Em uma conversa com um amigo virtual no Facebook, um estudante de Jornalismo, relembrei alguns momentos cômicos do meu início de carreira de redação, em 1995. Ele falava sobre a ansiedade, o receio de fazer a primeira matéria para veículo impresso (eu havia pedido sua ajuda com umas matérias para a revista para a qual escrevo) e a decepção de ter sido praticamente humilhado ao fazer um teste de trabalho e também a dificuldade de conseguir uma oportunidade para aprendizado no mercado.
Eu não tive essa dificuldade naquela época, felizmente. Tinha uma experiência iniciante na área de assessoria de imprensa, estava no quinto período da faculdade e uma amiga me convidou para fazer parte da equipe do Jornal do Norte, hoje extinto. Comecei como radioescuta e logo passei para repórter assim que pintou uma vaga no caderno Radar, de cultura e variedades. Era um foca perfeito, empolgado com o primeiro trabalho em redação, paralelo à faculdade (que acabei precisando trancar parcialmente, mas sem nenhum arrependimento hoje), querendo aprender muito.
Claro, apareceram os micos pelos quais os focas precisam passar. E foi assim que resgatei um episódio ocorrido por volta de 1996. Lembro que era um final de semana (creio que domingo) e eu estava no plantão no Jornal do Norte quando no início da noite houve uma ocorrência no bairro São Jorge, zona oeste de Manaus. Uns cidadãos estavam se embriagando e aconteceu uma discussão cujo ponto alto foi troca de tiros. Uma menina de uns 6 ou 7 anos acabou levando a pior: foi atingida por um tiro no rosto, que lhe entrou pela bochecha. Foi o estopim de uma revolta dos moradores locais, que começaram um quebra-quebra na casa dos encachaçados. Acho que a Mônica Santaella era a chefe de redação naquela época e me passou a bola. E lá fui eu cobrir a história.
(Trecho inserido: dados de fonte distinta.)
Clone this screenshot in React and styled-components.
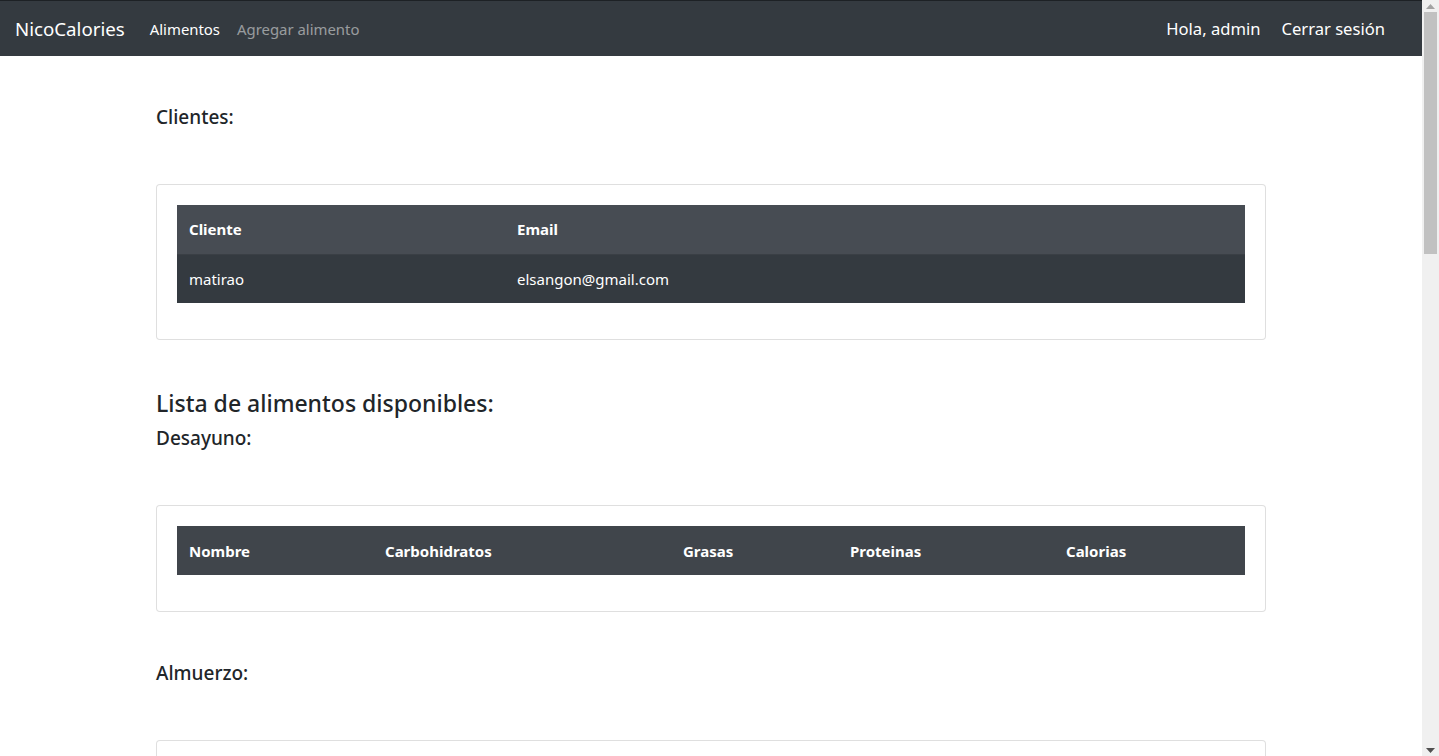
import React from "react"
import styled, { createGlobalStyle } from "styled-components"

const GlobalStyle = createGlobalStyle`
    html, body {
        margin: 0;
        padding: 0;
        overflow: hidden;
    }
    body {
        font-family: "Noto Sans", "Open Sans", Arial, sans-serif;
        color: #212529;
        background: #fff;
    }
    * {
        box-sizing: border-box;
    }
`

const Window = styled.div`
    display: flex;
    width: 100vw;
    height: 100vh;
    overflow: hidden;
`

const Page = styled.div`
    flex: 1;
    min-width: 0;
    height: 100%;
    overflow: hidden;
`

const ScrollTrack = styled.div`
    width: 17px;
    flex: none;
    height: 100%;
    background: #f0f0f0;
    display: flex;
    flex-direction: column;
    align-items: center;
`

const ScrollArrow = styled.div`
    width: 17px;
    height: 12px;
    display: flex;
    justify-content: center;
    align-items: center;
    flex: none;
`

const ScrollThumb = styled.div`
    width: 13px;
    height: 242px;
    background: #c1c1c1;
`

const ScrollSpacer = styled.div`
    flex: 1;
`

const Navbar = styled.nav`
    height: 56px;
    background: #343a40;
    border-top: 1px solid #1d2125;
    display: flex;
    align-items: center;
    padding: 0 37px 0 15px;
`

const Brand = styled.a`
    font-size: 18.7px;
    color: #fff;
    margin-right: 25px;
    text-decoration: none;
`

const NavLinks = styled.div`
    display: flex;
    gap: 17px;
    flex: 1;
`

const NavLink = styled.a`
    font-size: 14.9px;
    color: ${props => props.active ? "#fff" : "rgba(255,255,255,.5)"};
    text-decoration: none;
`

const NavRight = styled.div`
    display: flex;
    gap: 21px;
`

const NavRightItem = styled.span`
    font-size: 16.6px;
    color: #fff;
`

const Container = styled.main`
    width: 1110px;
    margin: 0 auto;
    padding-top: 49px;
`

const SectionTitle = styled.h5`
    margin: 0;
    font-size: 19px;
    font-weight: 500;
    line-height: 24px;
`

const ListTitle = styled.h4`
    margin: 49px 0 8px 0;
    font-size: 23px;
    font-weight: 500;
    line-height: 29px;
`

const MealTitle = styled.h5`
    margin: ${props => props.top || "0"} 0 0 0;
    font-size: 19px;
    font-weight: 500;
    line-height: 24px;
`

const Card = styled.div`
    margin-top: 55px;
    border: 1px solid rgba(0,0,0,.125);
    border-radius: 4px;
    padding: 20px 20px 36px 20px;
    background: #fff;
`

const Table = styled.table`
    width: 100%;
    border-collapse: collapse;
    color: #fff;
    background: #343a40;
`

const HeadCell = styled.th`
    text-align: left;
    font-weight: 700;
    font-size: 15px;
    height: 49px;
    padding: 0 12px;
    background: ${props => props.bg || "#40454b"};
    border-bottom: ${props => props.bg ? "1px solid #3a3f45" : "none"};
    width: ${props => props.width || "auto"};
`

const Cell = styled.td`
    font-size: 15px;
    height: 49px;
    padding: 0 12px;
`

const foodColumns = [
    { label: "Nombre", width: "196px" },
    { label: "Carbohidratos", width: "298px" },
    { label: "Grasas", width: "167px" },
    { label: "Proteinas", width: "216px" },
    { label: "Calorias", width: "auto" }
]

function FoodTable() {
    return (
        <Card>
            <Table>
                <thead>
                    <tr>
                        {foodColumns.map(col => (
                            <HeadCell key={col.label} width={col.width}>{col.label}</HeadCell>
                        ))}
                    </tr>
                </thead>
            </Table>
        </Card>
    )
}

function App() {
    return (
        <Window>
            <GlobalStyle />
            <Page>
                <Navbar>
                    <Brand href="#">NicoCalories</Brand>
                    <NavLinks>
                        <NavLink href="#" active>Alimentos</NavLink>
                        <NavLink href="#">Agregar alimento</NavLink>
                    </NavLinks>
                    <NavRight>
                        <NavRightItem>Hola, admin</NavRightItem>
                        <NavRightItem>Cerrar sesión</NavRightItem>
                    </NavRight>
                </Navbar>
                <Container>
                    <SectionTitle>Clientes:</SectionTitle>
                    <Card>
                        <Table>
                            <thead>
                                <tr>
                                    <HeadCell bg="#474c53" width="328px">Cliente</HeadCell>
                                    <HeadCell bg="#474c53">Email</HeadCell>
                                </tr>
                            </thead>
                            <tbody>
                                <tr>
                                    <Cell>matirao</Cell>
                                    <Cell>elsangon@gmail.com</Cell>
                                </tr>
                            </tbody>
                        </Table>
                    </Card>
                    <ListTitle>Lista de alimentos disponibles:</ListTitle>
                    <MealTitle>Desayuno:</MealTitle>
                    <FoodTable />
                    <MealTitle top="49px">Almuerzo:</MealTitle>
                    <FoodTable />
                </Container>
            </Page>
            <ScrollTrack>
                <ScrollArrow>
                    <svg width="9" height="5" viewBox="0 0 9 5"><path d="M0 5 L4.5 0 L9 5 Z" fill="#a3a3a3" /></svg>
                </ScrollArrow>
                <ScrollThumb />
                <ScrollSpacer />
                <ScrollArrow>
                    <svg width="9" height="5" viewBox="0 0 9 5"><path d="M0 0 L4.5 5 L9 0 Z" fill="#505050" /></svg>
                </ScrollArrow>
            </ScrollTrack>
        </Window>
    )
}

export default App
Era a primeira vez que eu ia cobrir algo mais significativo da área policial, mais que as rondas com prisão de bêbados desordeiros e ladrõezinhos. Chegamos ao local (não consigo lembrar quem era o fotógrafo que estava comigo, e nem o nome da rua) e a confusão estava armada. Estilhaços de vidro por todos os cantos, gente falando alto, mulheres histéricas, polícia tentando acalmar os ânimos... A garotinha ferida havia sido levada ao hospital. Fui atrás da história. Um morador me contou uma coisa, outro já aumentou mais a história, dizendo que a menina tinha morrido, e um me disse que os sujeitos eram traficantes.
Um senhor me chamou e apontou para um certo cidadão.
- Ele viu tudo, ele pode contar o que aconteceu!, disse, e depois chamou o fulano.
- Vem cá, conta pra imprensa!, pediu.
O cidadão só olhou para nós (estava visivelmente alterado) e disse:
- Quero que a imprensa vá se "fudê"!
Fiz ouvidos moucos. Só suspirei, irritado. "Caramba, será que ninguém pode me contar a história direito?". Foi então que fui cercado por uns dez moradores, falando ao mesmo tempo, querendo contar sua versão da história. Eu fiquei perdido no meio daquele povo, bloco e caneta na mão, tentando pegar as versões simultâneas de cada um, quase a ponto de explodir e mandar todo mundo calar a boca para botar ordem na baderna.
Foi então que soou o tiro. Um policial apareceu e atirou para o alto. A turma que me cercava praticamente evaporou. Fiquei sozinho, parado na rua do mesmo jeito que antes, o bloco cheio de anotações rabiscadas, nada assustado. Sério, nem susto peguei com o estampido. Muito pelo contrário: estava mais do que aliviado por ter me livrado daquela turba maluca. Qualquer coisa era melhor que várias pessoas falando ao mesmo tempo (e certamente um ou outro iriam inventar mais coisas para queimar mais ainda o filme dos acusados). Aí então, com a "paz" restabelecida, cheguei perto de um policial e obtive, finalmente, a tão esperada história dos bebuns que se estranharam e trocaram tiros, e uma bala perdida havia acertado a garotinha, já encaminhada e tratada no hospital. A polícia precisou intervir para que os vagabundos não fossem linchados pelos moradores revoltados.
Agradeci, chamei o fotógrafo e voltamos para a redação para escrever a matéria. Depois, eu só conseguia rir me lembrando da situação vexatória, com aquela turba enfurecida, cada um querendo dar sua versão da história, e eu me controlando para não perder a compostura com os histéricos. Coisas que parecem só acontecer na vida de um foca.
E esta é apenas a primeira história... Melhor que essa, só a dos cães do diabo. Mas fica para a próxima!